The Austerity Gulag
By Mike Krauss
Bucks County Courier Times
Almost 70 years after the victory of democracy in Western Europe, and two decades after Eastern Europe loosed itself from the grip of Soviet totalitarianism, the people of the continent are threatened by another assault on self-government.
But no foreign army threatens their hard won rights or prosperity. The threat instead is the far smaller but equally menacing army of the global banking cartel — the parasites in pinstripes.
The prime ministers of both Italy and Greece are bankers, appointed not elected, and put in power by the threat of the cartel: that it will withhold credit and plunge those nations into social chaos unless they pay off existing credit — and plunge themselves into social chaos. These are debts the cartel encouraged and facilitated.
Understandably, Europeans are resisting because they know that if the debt — mostly the debt service (interest) — is paid in the manner being demanded by the cartel, their economies will be destroyed. There will simply be no tax revenue or asset income for the productive purposes that grow economies and sustain vital public services.
“Austerity” is the seemingly virtuous sounding word preferred by the cartel, technocrats, compliant politicians and much of the media to describe a policy that is in fact the impoverishment of the people and their subjugation by the cartel — the global less than 1 percent.
A general strike in Belgium, the first in 20 years and timed for a meeting of European finance ministers — a who’s who of Goldman Sachs alumni — tied up the capitol and major port earlier this week. It is just the beginning.
In one of history’s ironies, the conflict is coming to a head in Greece; the nation where school children are taught (or were taught) democracy was born.
To be sure, in ancient Greece democracy was more of a concept than the practice. Then as now political power flowed from wealth, and wealth in ancient Greece was expressed primarily in land, so the actual practice of democracy was limited to landowners who had the means to arm their families and workers to defend their city.
But the ancient commodity-based economies of land, and the gold, silver or precious jewels it produced — the foundation of the inherited wealth still enjoyed by European aristocracy — were inadequate to provide the expanding economic opportunity that the people of emerging democratic nations demanded as their right.
Short of the murder of the aristocracy and confiscation of their property and wealth — the French and Soviet model — the emerging democracies of the West found another way to let the common people in on the wealth.
Credit. In modern economies, credit replaced land and commodity-based currency as the key to creating prosperity and wealth, to satisfy the growing awareness of the common people of their “inalienable” rights.
With affordable and available credit, the common person has the opportunity to invest in his or her life and that of the family to create some prosperity and build some wealth.

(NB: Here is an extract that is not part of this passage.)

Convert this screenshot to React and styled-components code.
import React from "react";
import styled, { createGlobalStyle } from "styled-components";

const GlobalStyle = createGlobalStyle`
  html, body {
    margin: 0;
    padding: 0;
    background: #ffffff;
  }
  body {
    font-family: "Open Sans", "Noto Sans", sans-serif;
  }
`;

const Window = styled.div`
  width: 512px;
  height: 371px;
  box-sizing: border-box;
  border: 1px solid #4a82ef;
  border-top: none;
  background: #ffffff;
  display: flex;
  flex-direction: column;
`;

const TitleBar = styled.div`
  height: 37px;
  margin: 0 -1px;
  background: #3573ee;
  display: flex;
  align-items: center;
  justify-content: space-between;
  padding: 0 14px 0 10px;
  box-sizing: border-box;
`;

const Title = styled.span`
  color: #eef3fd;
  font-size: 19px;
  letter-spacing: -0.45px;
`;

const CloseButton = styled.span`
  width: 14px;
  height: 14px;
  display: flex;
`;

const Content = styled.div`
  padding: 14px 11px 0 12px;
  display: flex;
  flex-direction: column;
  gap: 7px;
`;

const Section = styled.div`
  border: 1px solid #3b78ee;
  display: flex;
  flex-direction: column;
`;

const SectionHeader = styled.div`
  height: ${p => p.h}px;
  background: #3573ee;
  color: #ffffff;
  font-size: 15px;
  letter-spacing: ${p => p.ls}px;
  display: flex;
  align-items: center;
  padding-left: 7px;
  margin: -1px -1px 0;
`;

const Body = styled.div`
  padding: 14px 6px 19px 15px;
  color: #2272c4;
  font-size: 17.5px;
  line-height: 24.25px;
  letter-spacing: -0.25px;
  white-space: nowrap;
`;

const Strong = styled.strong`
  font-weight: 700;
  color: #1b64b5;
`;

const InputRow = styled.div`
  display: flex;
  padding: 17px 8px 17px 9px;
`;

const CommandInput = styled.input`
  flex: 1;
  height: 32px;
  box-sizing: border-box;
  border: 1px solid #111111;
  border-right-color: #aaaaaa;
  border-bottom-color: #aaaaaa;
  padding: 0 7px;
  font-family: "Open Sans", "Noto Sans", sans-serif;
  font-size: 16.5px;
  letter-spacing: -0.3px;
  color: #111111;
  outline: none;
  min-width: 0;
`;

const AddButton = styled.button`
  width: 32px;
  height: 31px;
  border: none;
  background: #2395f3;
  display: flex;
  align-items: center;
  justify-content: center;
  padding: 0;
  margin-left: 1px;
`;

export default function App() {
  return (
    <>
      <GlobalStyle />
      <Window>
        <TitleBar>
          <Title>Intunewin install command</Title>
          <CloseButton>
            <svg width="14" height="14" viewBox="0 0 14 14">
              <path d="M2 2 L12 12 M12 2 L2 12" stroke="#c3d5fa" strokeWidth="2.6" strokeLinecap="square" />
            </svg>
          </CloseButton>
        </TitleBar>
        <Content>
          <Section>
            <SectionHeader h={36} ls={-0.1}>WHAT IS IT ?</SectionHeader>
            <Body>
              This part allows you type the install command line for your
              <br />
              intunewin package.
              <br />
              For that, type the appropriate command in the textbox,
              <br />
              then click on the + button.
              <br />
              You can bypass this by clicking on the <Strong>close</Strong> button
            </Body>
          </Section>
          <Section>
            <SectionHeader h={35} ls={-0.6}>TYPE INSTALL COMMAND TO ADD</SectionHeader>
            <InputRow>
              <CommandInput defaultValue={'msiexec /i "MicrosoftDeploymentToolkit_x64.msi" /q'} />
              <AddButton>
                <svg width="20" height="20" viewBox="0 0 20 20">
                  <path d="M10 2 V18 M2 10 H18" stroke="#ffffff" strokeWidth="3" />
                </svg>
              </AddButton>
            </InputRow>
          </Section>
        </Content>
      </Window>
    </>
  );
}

But now credit and the wealth it generates is controlled in the United States and European democracies by the few, the Wall Street-led global banking cartel. Control of credit has become so absolute that a private banking monopoly — the issuers of credit — can topple governments it can’t otherwise buy or bully, and demand the extraction of what wealth remains among the common people — homes, savings, pensions, health care, police services, adequate diet, education and jobs.
The Guardian newspaper calls the impact on European youth “devastating.” In Greece, 43 percent of those between the ages of 16 and 24 are jobless; in Italy more than a quarter (28 percent). In Spain the figure is a shocking 51.4 percent.
And young Americans, who unlike their European counterparts are in many cases saddled with huge debt for their education, are not faring much better.
A truly lost generation, or as one reader of this column put it, the “Austerity Gulag,” consigned to an economic detention center from which they may never emerge.
Such is the control of credit today in the Western democracies that the U.S. Federal Reserve can dole our many trillions of dollars of almost no-cost credit to a handful of U.S. and foreign banks, and stand by shedding crocodile tears as Main Street — your street — disintegrates.
Is there a way to take back democracy short of the looming civil strife on both sides of the Atlantic? Yes. Take control of credit.
But don’t look for a bought Washington to lead that charge in the U.S. Look to the states, counties and cities for the restoration of credit as a public utility, and not a private monopoly, and an end to the serial abuses of Wall Street and Washington.